Road kill looked better than I did. An embalmed person who had been buried years ago before being exhumed looked better than I did. I couldn't even sit at the breakfast table and look at food. This is when we discovered that Dick had been equally sick all night. Bottles of Coca Cola for breakfast before leaving for a morning visit to a few of Ankara's sights. Weak as kittens, Dick and I first lay on the steps of Ataturk's mausoleum like two derelicts with coke bottles propped in hands (they could have just entombed us there) before moving to the Ankara Archaeological Museum where the group finished their visit. Mustafa Kemal Ataturk, was the leader of the Turkish War of Independence and the founder and first president of the Republic of Turkey.

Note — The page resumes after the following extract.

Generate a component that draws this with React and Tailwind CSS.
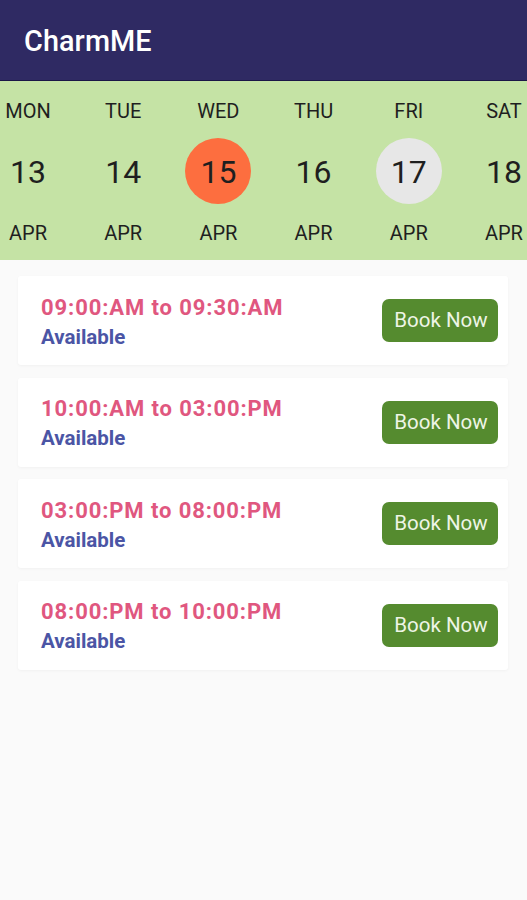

The scheduled noon flight to Erzurum took off on time and Jack transferred the group to a small hotel with the afternoon free. It was possible to walk around the city that had been a lively trading center for centuries as well as the eastern bastion of the Byzantine Empire. Two landmarks of Seljuk Architecture are the Cifte Minare Seminary and Ulu Mosque. I don't have to tell you what I did and saw.

You could find me flat in my small bed for the rest of the afternoon looking out the room window at trees with the biggest stork's nests I've ever seen. It was important to feel well by tomorrow for the five-hour drive to Yusufeli/Barhal where the 7-day trek would begin. To this day, a cold stuffed green pepper has not crossed these lips and never will.